Brasil Nova Primeiro
Brasil Nova Primeiro & Segundo
Sound on Sound, October 2014
Two reviews for the price of one here; Ueberschall’s Brasil Nova Primeiro and Brasil Nova Segundo are two separate products but, as suggested by their titles, are closely related, covering the same music genre and being presented in identical formats for their Elastik front-end. No prizes for guessing that we are dealing with Brasilian-inspired Bossa Nova and Samba material here and, in each case, you get 10 complete construction kits, 2GB of samples and around 1000 individual samples. All the construction kits feature multiple musical sections including both intros and outros. Building complete musical arrangements is therefore very straightforward.
The key difference between the two libraries is tempo; the Primeiro collection is focused on low- and mid-tempo (60 to 114 bpm) pieces while Segundo gives us mid- to high-tempos (107 to 145 bpm). The moods also reflect this; laid-back and mellow in the Primeiro tunes and more high-energy in Segundo.
What’s really obvious is the very genuine Brasilian vibe. These loops feel like authentic performances and, in particular, the drum and percussion parts (all of which are supplied both pre-mixed and as separate loops for each part of the kit) feel very real. The instrumentation is also spot on with some rhythmic piano playing, atmospheric nylon-strung acoustic guitars and classic organ lines. In addition, most of the kits also include vocal samples. These also sound very genuine and, throughout, you get a very warm glow of ‘the real thing’, whether it is from the mellow Primeiro or the more energetic Segundo.

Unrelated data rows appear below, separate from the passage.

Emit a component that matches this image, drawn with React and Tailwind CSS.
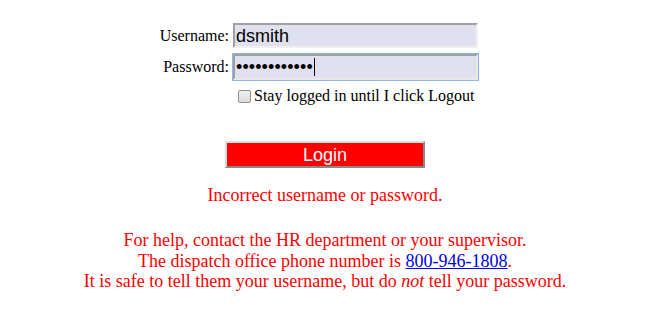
import React from "react";

const serif = "font-['Liberation_Serif','Times_New_Roman',serif]";
const sans = "font-['Liberation_Sans',Arial,sans-serif]";

function Field({ label, children }) {
  return (
    <div className="flex items-center h-[25px]">
      <label className={`w-[74px] text-right pr-[4px] text-[16px] text-black ${serif}`}>
        {label}
      </label>
      {children}
    </div>
  );
}

function App() {
  return (
    <div className="w-[650px] bg-white min-h-[319px] pt-[23px]">
      <div className="ml-[159px] flex flex-col gap-[6px]">
        <Field label="Username:">
          <div
            className={`w-[245px] h-[25px] bg-[#e0e0ee] border-2 border-t-[#a0a0a0] border-l-[#a0a0a0] border-r-[#f0f0f0] border-b-[#f0f0f0] flex items-center pl-[1px] text-[18px] leading-none text-black ${sans}`}
          >
            dsmith
          </div>
        </Field>
        <Field label="Password:">
          <div
            className={`w-[245px] h-[26px] bg-[#e0e0ee] border-2 border-t-[#a0a0a0] border-l-[#a0a0a0] border-r-[#e8e8e8] border-b-[#e8e8e8] outline outline-1 outline-[#8fb3f5] flex items-center pl-[1px] text-[18px] leading-none text-black ${sans}`}
          >
            <span className="tracking-[0.1px]">••••••••••••</span>
            <span className="w-px h-[18px] bg-black ml-[1px]" />
          </div>
        </Field>
        <div className="flex items-center ml-[79px] -mt-[1px]">
          <span className="w-[13px] h-[13px] rounded-[2px] border border-[#8f8f8f] bg-gradient-to-b from-[#f0f0f0] to-[#dcdcdc]" />
          <span className={`ml-[3px] text-[16px] text-black ${serif}`}>
            Stay logged in until I click Logout
          </span>
        </div>
      </div>

      <div className="flex justify-center mt-[33px]">
        <button
          className={`w-[200px] h-[27px] bg-[#ff0000] border-2 border-t-[#dcdcdc] border-l-[#dcdcdc] border-r-[#888] border-b-[#888] text-white font-normal text-[18px] leading-none ${sans}`}
        >
          Login
        </button>
      </div>

      <p className={`text-center text-[#ff0000] text-[18px] mt-[14px] ${serif}`}>
        Incorrect username or password.
      </p>

      <div className={`text-center text-[#ff0000] text-[18px] leading-[20.5px] mt-[21px] ${serif}`}>
        <p>For help, contact the HR department or your supervisor.</p>
        <p>
          The dispatch office phone number is{" "}
          <a href="#" className="text-[#0000ee] underline">
            800-946-1808
          </a>
          .
        </p>
        <p>
          It is safe to tell them your username, but do <i>not</i> tell your password.
        </p>
      </div>
    </div>
  );
}

export default App;
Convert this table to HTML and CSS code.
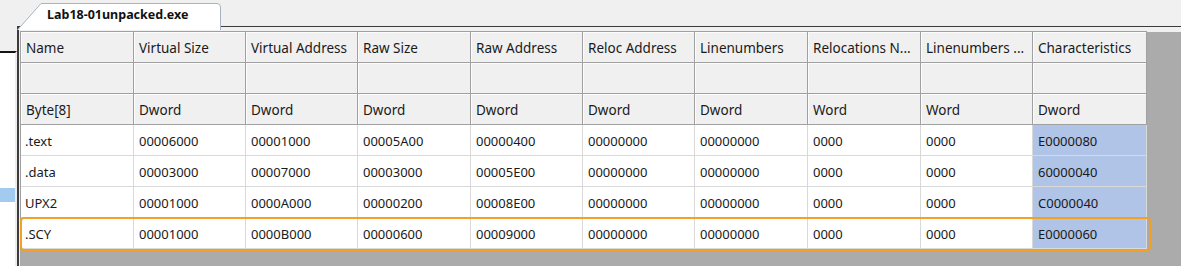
FILE: index.html
```html
<!DOCTYPE html>
<html>
  <head>
    <meta charset="utf-8" />
    <meta name="viewport" content="width=device-width, initial-scale=1" />
    <title>Lab18-01unpacked.exe</title>
    <link rel="stylesheet" href="styles.css">
  </head>
  <body>
    <div class="app">
      <div class="gutter">
        <div class="gutter-top"></div>
        <div class="gutter-body">
          <div class="gutter-sel"></div>
        </div>
      </div>
      <div class="main">
        <div class="tabs">
          <div class="tab">
            <svg class="tab-shape" width="204" height="27" viewBox="0 0 204 27">
              <path d="M0.5 27 L24 0.5 H200 Q203.5 0.5 203.5 4 V27" fill="#fff" stroke="#a7b4c4" />
            </svg>
            <span class="tab-title">Lab18-01unpacked.exe</span>
          </div>
        </div>
        <div class="panel">
          <table class="sections">
            <colgroup>
              <col style="width: 113px" />
              <col style="width: 112px" />
              <col style="width: 112px" />
              <col style="width: 113px" />
              <col style="width: 112px" />
              <col style="width: 112px" />
              <col style="width: 113px" />
              <col style="width: 113px" />
              <col style="width: 112px" />
              <col style="width: 114px" />
            </colgroup>
            <thead>
              <tr>
                <td>Name</td>
                <td>Virtual Size</td>
                <td>Virtual Address</td>
                <td>Raw Size</td>
                <td>Raw Address</td>
                <td>Reloc Address</td>
                <td>Linenumbers</td>
                <td>Relocations N...</td>
                <td>Linenumbers ...</td>
                <td>Characteristics</td>
              </tr>
              <tr>
                <td></td><td></td><td></td><td></td><td></td>
                <td></td><td></td><td></td><td></td><td></td>
              </tr>
              <tr>
                <td>Byte[8]</td>
                <td>Dword</td>
                <td>Dword</td>
                <td>Dword</td>
                <td>Dword</td>
                <td>Dword</td>
                <td>Dword</td>
                <td>Word</td>
                <td>Word</td>
                <td>Dword</td>
              </tr>
            </thead>
            <tbody>
              <tr>
                <td>.text</td>
                <td>00006000</td>
                <td>00001000</td>
                <td>00005A00</td>
                <td>00000400</td>
                <td>00000000</td>
                <td>00000000</td>
                <td>0000</td>
                <td>0000</td>
                <td class="hl">E0000080</td>
              </tr>
              <tr>
                <td>.data</td>
                <td>00003000</td>
                <td>00007000</td>
                <td>00003000</td>
                <td>00005E00</td>
                <td>00000000</td>
                <td>00000000</td>
                <td>0000</td>
                <td>0000</td>
                <td class="hl">60000040</td>
              </tr>
              <tr>
                <td>UPX2</td>
                <td>00001000</td>
                <td>0000A000</td>
                <td>00000200</td>
                <td>00008E00</td>
                <td>00000000</td>
                <td>00000000</td>
                <td>0000</td>
                <td>0000</td>
                <td class="hl">C0000040</td>
              </tr>
              <tr>
                <td>.SCY</td>
                <td>00001000</td>
                <td>0000B000</td>
                <td>00000600</td>
                <td>00009000</td>
                <td>00000000</td>
                <td>00000000</td>
                <td>0000</td>
                <td>0000</td>
                <td class="hl">E0000060</td>
              </tr>
            </tbody>
          </table>
          <!-- focus rectangle of the current row -->
          <div class="row-focus"></div>
        </div>
      </div>
    </div>
  </body>
</html>
```

FILE: styles.css
```css
html,
body {
  margin: 0;
  height: 100%;
  overflow: hidden;
}
body {
  background: #f0f0f0;
  font-family: "Noto Sans", "Liberation Sans", sans-serif;
  color: #1a1a1a;
}
.app {
  display: flex;
  height: 266px;
}

/* left neighbour pane */
.gutter {
  width: 17px;
  display: flex;
  flex-direction: column;
}
.gutter-top {
  height: 51px;
}
.gutter-body {
  flex: 1;
  background: #fff;
  border-top: 2px solid #141414;
  border-right: 2px solid #ececec;
}
.gutter-sel {
  margin-top: 135px;
  height: 14px;
  background: #a3cbef;
}

.main {
  flex: 1;
  display: flex;
  flex-direction: column;
}
.tabs {
  height: 26px;
}
.tab {
  position: relative;
  z-index: 1;
  width: 204px;
  height: 27px;
  margin-top: 3px;
}
.tab-shape {
  position: absolute;
  left: 0;
  top: 0;
}
.tab-title {
  position: relative;
  display: block;
  padding: 3px 0 0 30px;
  font-size: 12.5px;
  font-weight: 700;
  line-height: 18px;
  color: #111;
}

.panel {
  position: relative;
  flex: 1;
  background: #ababab;
  border-top: 1px solid #3c3c3c;
  border-left: 2px solid #3c3c3c;
  padding: 4px 0 0 1px;
  box-shadow: inset 1px 5px 0 #f0f0f0;
}
.sections {
  table-layout: fixed;
  width: 1127px;
  border-collapse: separate;
  border-spacing: 0;
  border-left: 1px solid #a0a0a0;
  border-top: 1px solid #a0a0a0;
  font-size: 13px;
}
.sections tr {
  height: 31px;
}
.sections td {
  padding: 1px 5px 0;
  white-space: nowrap;
  overflow: hidden;
  vertical-align: middle;
}
.sections thead td {
  background: #f0f0f0;
  border-right: 1px solid #a0a0a0;
  border-bottom: 1px solid #a0a0a0;
  box-shadow: inset 1px 1px 0 #fcfcfc;
  font-size: 13.5px;
}
.sections tbody td {
  background: #fff;
  border-right: 1px solid #d9d9d9;
  border-bottom: 1px solid #d9d9d9;
  padding-left: 4px;
}
.sections tbody td + td {
  padding-left: 5px;
}
.sections tbody td.hl {
  background: #afc4e6;
}
.row-focus {
  position: absolute;
  left: 1px;
  top: 190px;
  width: 1131px;
  height: 34px;
  box-sizing: border-box;
  border: 2px solid #f0a126;
  border-radius: 4px;
}
```
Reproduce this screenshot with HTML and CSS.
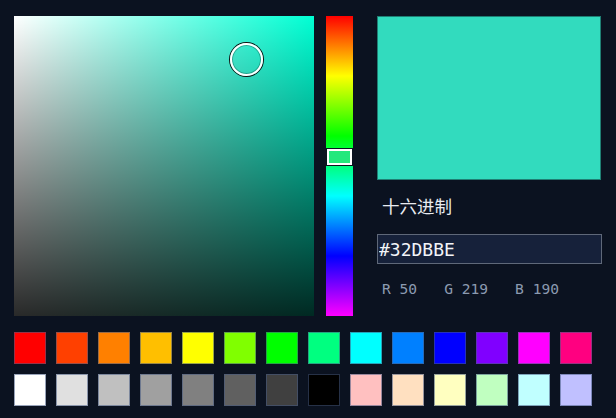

For busy media composers looking for a genuine slice of Bossa Nova or Samba to dip into, I’m sure both Brasil Nova Primeiro and Brasil Nova Segundo would represent a very good resource. In some ways, in terms of modern, mainstream, musical production — electronic dance music, pop and rock — both of these libraries are perhaps niche products. However, Latin America’s musical influence (along with the use of Spanish) has spread far and wide and, even if you just apply a few rhythms or the occasional guitar part from these sample collections into a more western musical context, in the right context, it can add a real flavour of Latin America. Perhaps not libraries for the masses, but both Brasil Nova Primeiro and Brasil Nova Segundo catch a genuine sense of Bossa Nova or Samba for those that need it in a ready-to-mix format.